In my mind, it’s the system that needs to change, not the term. To give ‘development’ another name, without changing the global structure of inequality and interdependence that goes with it, you might just as well call it ‘maintenance’.

What do you think? Is ‘development’ dead? Should and could it be replaced? Is there a better term or should it cease to be used at all? Thoughts as usual gratefully received…

P.S Thanks for bearing with me in this post. I sometimes struggle to get my words in the same place as my brain and heart so I know I can ramble/waffle/make mistakes/miss things out/tie myself in knots. I’m working on it!
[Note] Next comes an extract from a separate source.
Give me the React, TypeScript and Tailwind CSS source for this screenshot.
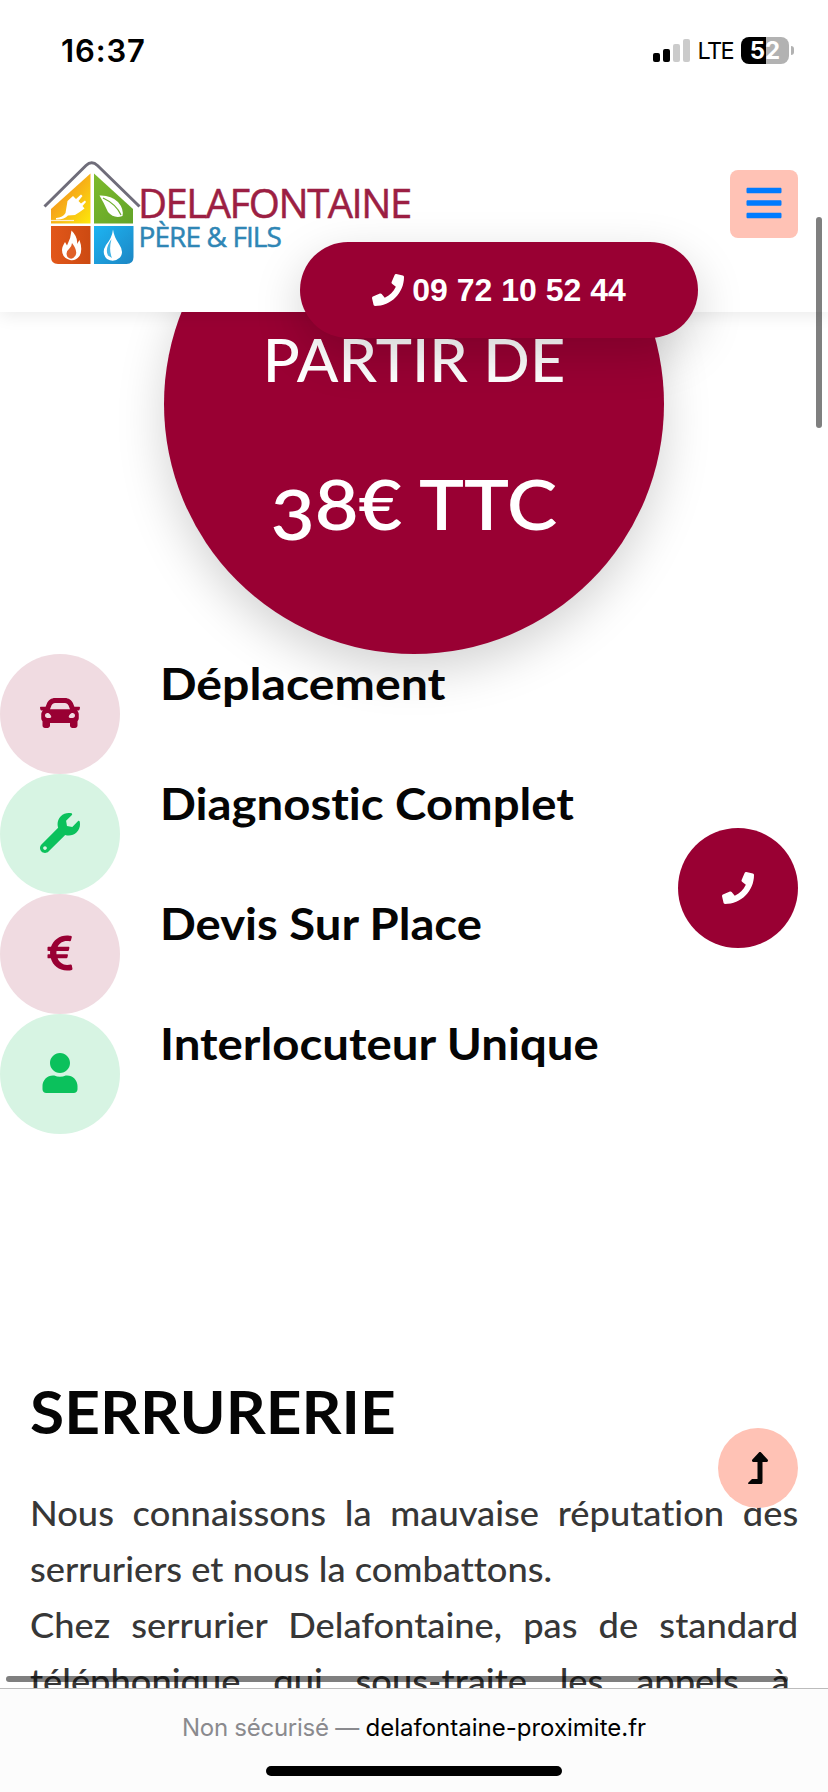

P.P.S I’d like to put together a glossary of words that have made it into the “development” discourse that are ridiculous, ambiguous, harmful or wrong, that perpetuate stereotypes or have questionable intentions. Heres a start from me, please send me your own suggestions.

Globalisation – the belief that the state must stay out of development other than to ensure contract law and accounting procedures etc and that the rest will be taken care of by the market on a so-called ‘level playing field’. In reality, this is a ideology forced upon poorer countries by wealthier ones and the taking down of trade barriers and the opening up of economies to foreign direct investment and outside enterprises has largely proven to serve multinationals and their home country governments. Hypocritically, wealthy countries are actually in effect selling our own manufactured goods while closing our markets to many of the products developing countries can sell.

Democracy – Something the West likes to export. However, although the terms democracy and human rights are often claimed to be European inventions, the underlying concepts of political self-determination and moral standards and individual rights are definitely not, as many tribal societies with consensual democratic decision-making procedures have proven (Sigrist, 2005).